LOBERT: Generative AI Foundation Model for Limit Order Book Messages
Eljas Linna, Kestutis Baltakys, Alexandros Iosifidis, Juho Kanniainen
TL;DR
LOBERT reframes limit order book message dynamics as a language modeling problem by introducing a one-token-per-message encoder with Piecewise Linear–Geometric Scaling and continuous-time rotary attention. The model integrates discrete message tokens with continuous price, volume, and time information, and employs a two-phase training regime of masked message modeling followed by task-specific fine-tuning, with a hybrid token–regressor decoding head. Empirical results on Nasdaq ITCH data show improved next-message and mid-price prediction performance, better distributional fidelity than baselines, and favorable behavior under confidence-based selective prediction, albeit with slower inference than some baselines.

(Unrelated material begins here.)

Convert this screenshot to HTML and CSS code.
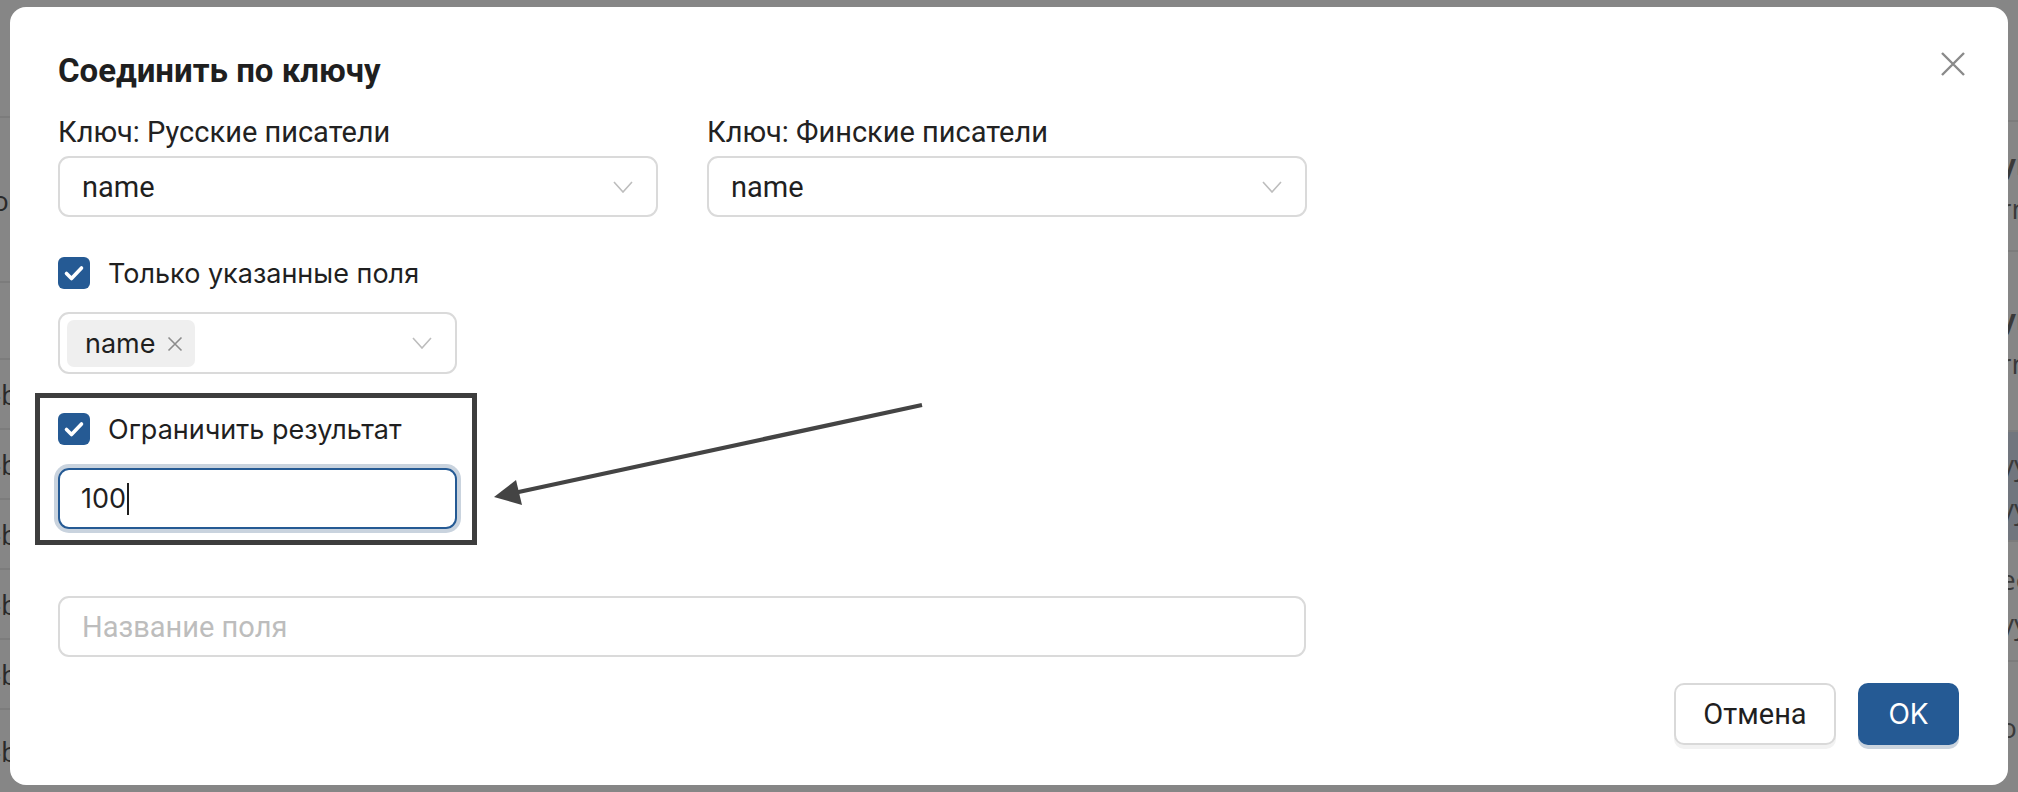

This approach demonstrates the potential of NLP-style foundation models for LOB tasks and opens avenues for scalable fine-tuning to diverse trading analytics and simulations, while highlighting areas for efficiency and long-horizon sequence validation.
Abstract
Modeling the dynamics of financial Limit Order Books (LOB) at the message level is challenging due to irregular event timing, rapid regime shifts, and the reactions of high-frequency traders to visible order flow. Previous LOB models require cumbersome data representations and lack adaptability outside their original tasks, leading us to introduce LOBERT, a general-purpose encoder-only foundation model for LOB data suitable for downstream fine-tuning. LOBERT adapts the original BERT architecture for LOB data by using a novel tokenization scheme that treats complete multi-dimensional messages as single tokens while retaining continuous representations of price, volume, and time. With these methods, LOBERT achieves leading performance in tasks such as predicting mid-price movements and next messages, while reducing the required context length compared to previous methods.